When you think of the great leaders in the game’s history, thoughts immediately go to players such as Mark Messier, Steve Yzerman and Jean Beliveau. But those who knew and played with Armstrong are adamant that Armstrong belongs in that category as well. As successful as they were in the 1960s, the Leafs were owned by Conn Smythe and managed and coached by Punch Imlach, oppressive and dictatorial men who ran roughshod over their players. Nothing tested Armstrong’s leadership more than the 1966-67 season, the last time the franchise won the Stanley Cup. A 5-2 loss to the Detroit Red Wings Feb. 8 of that season was the 10th in a row for the Leafs and left them sitting out of the playoffs with 17-21-8 record. The Leafs rallied to finish fourth, then knocked off the powerhouse Chicago Blackhawks in the first round and the Montreal Canadiens in the second to win the Stanley Cup, with Armstrong scoring the empty-net goal to seal the victory in the clinching game. “George was the glue that kept that team together,” said Brian Conacher, who was a rookie on the 1966-67 team. “When that team was about to fracture, the catalyst and the glue who made that come together, I would put that as much in George Armstrong’s category as anybody.

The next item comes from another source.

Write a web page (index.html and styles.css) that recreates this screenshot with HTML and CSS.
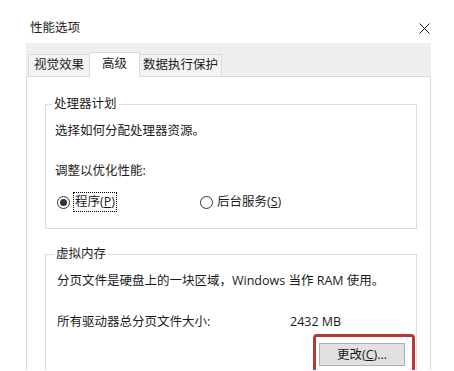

When he knew the guys had just about had it, he could go up to the office and talk to Punch. George was the leader who kept that team together when it could have exploded.”

Armstrong always seemed to be there for the Maple Leafs, whether it was to run their junior program or to fill in when coach John Brophy was fired. The funny thing is, as much as he loved the Leafs, they didn’t always love him back. In fact, after a successful run with the Marlboros junior team, Armstrong was pegged to take over from Red Kelly, who had been fired after the 1976-77 season, but he couldn’t come to terms on a deal with owner Harold Ballard. He coached one more season with the Marlboro juniors before leaving the organization to take a scouting job with the Quebec Nordiques. “I remember him leaving,” said former Leafs executive Gord Stellick, who co-wrote a book on the 1967 Leafs championship team. “I remember him sitting outside Ballard’s office and he was taking his company keys off his keychain. I felt really sad, but I also admired him.”

But it was not the first time that Armstrong crossed swords with a dictatorial Leafs owner. When the Leafs spotted him playing junior hockey in Copper Cliff in 1947, they placed him with their junior team in Stratford, instead of the Marlboros where they prime prospects played. Armstrong won both the scoring title and MVP honors in the Ontario Hockey Association that season, earning a promotion to the Marlboros. But Armstrong, still upset that he wasn’t chosen as a Marlboro the season before, insisted on playing in Stratford again before agreeing to stay in Toronto. “Nobody wanted to incur the wrath of Conn Smythe,” Stellick said. “But it got worked out and Conn Smythe was impressed by Chief’s stand and that was a big reason he made George captain later on. And he always said, ‘The smartest thing I ever did was making George Armstrong captain.’ He stood up to Conn Smythe.”

Armstrong remained in an official capacity with the Leafs until 2014-15. When he scouted for the Leafs, he was a fixture in junior arenas around Ontario because that was where he liked to be, far away from the big crowds and the spotlight. Renowned for his sense of humor, when the TSN cameras panned the Leafs table before the 1989 draft, an event where they had three first-round picks, Armstrong flipped out his false teeth. He was a bon vivant and a recluse all wrapped into one. It’s difficult, if not impossible, to find someone in or outside the hockey world who would have a bad thing to say about him.

“We thought George would be around forever,” Ellis said. “Whenever you saw him, he just didn’t change. He looked the same, he never looked older.”